Thai Red Curry Chicken
Use Green Circle chicken legs and simmered in rich coconut cream, spicy chili paste, and aromatics for an easy, better-than-takeout dinner in no time.
Yield: Serves 4
- 4 Green Circle Chicken, Leg Quarters
- 1 tablespoon neutral oil
- Pink salt and freshly ground white pepper
- 2 tablespoons Thai red curry paste
- 1 can full-fat coconut cream
- ½ cup chicken stock
- 1 tablespoon Asian fish sauce, I use Red Boat brand
- 2 cloves garlic, finely chopped
- 1 Thai red chili, finely chopped, optional
- 2 makrut lime leaves
- Fresh cilantro leaves, for serving
- Fresh Thai basil, for serving
- Jasmine rice is a real treat when serving
- Remove chicken from the refrigerator 30 mins prior to cooking and pat dry with paper towels. Heat oil in a large high-sided sauté pan over medium-high flame. Season chicken on both sides with pink salt and white pepper. Sear skin-side down, until chestnut brown, about 7 minutes; turn and sear about 5 mins more. Remove chicken to a bowl and set aside. Leave any residual fat/juices in the pan.

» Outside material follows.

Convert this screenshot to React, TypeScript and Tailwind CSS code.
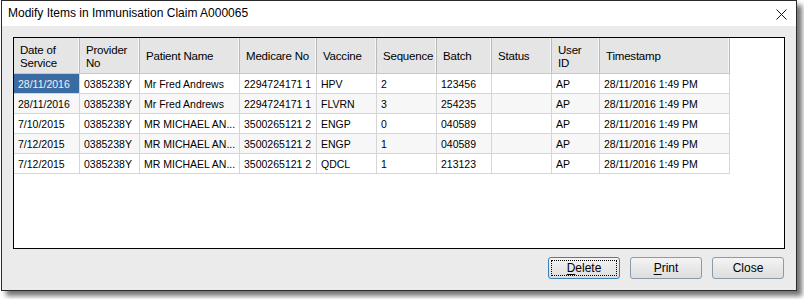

- To the pitcher of a blender, add curry paste, coconut cream, chicken stock, and fish sauce; blend until fully mixed, set aside.
- Heat the same pan over medium heat. Add garlic and Thai chili and sauté until softened and fragrant, about 2 mins. Carefully pour in curry/coconut mixture and add makrut lime leaves, stirring. Add chicken and any accumulated juices back to the pan, nestling the leg quarters in the sauce. Continue to cook until sauce has thickened and chicken is cooked through, about 30-40 mins. If you like a crispier skin on your chicken, you can remove the pieces to a sheet pan and broil for a few minutes before serving, it is optional.
- Before serving remove makrut lime leaves and discard. Garnish with fresh cilantro and Thai basil. Serve with Jasmine rice.
Pair with: The best red wine for Thai red curry is Primitivo, which is light and low in tannins, but has an extremely robust flavor structure with bold aromatics and fruit flavors to boot.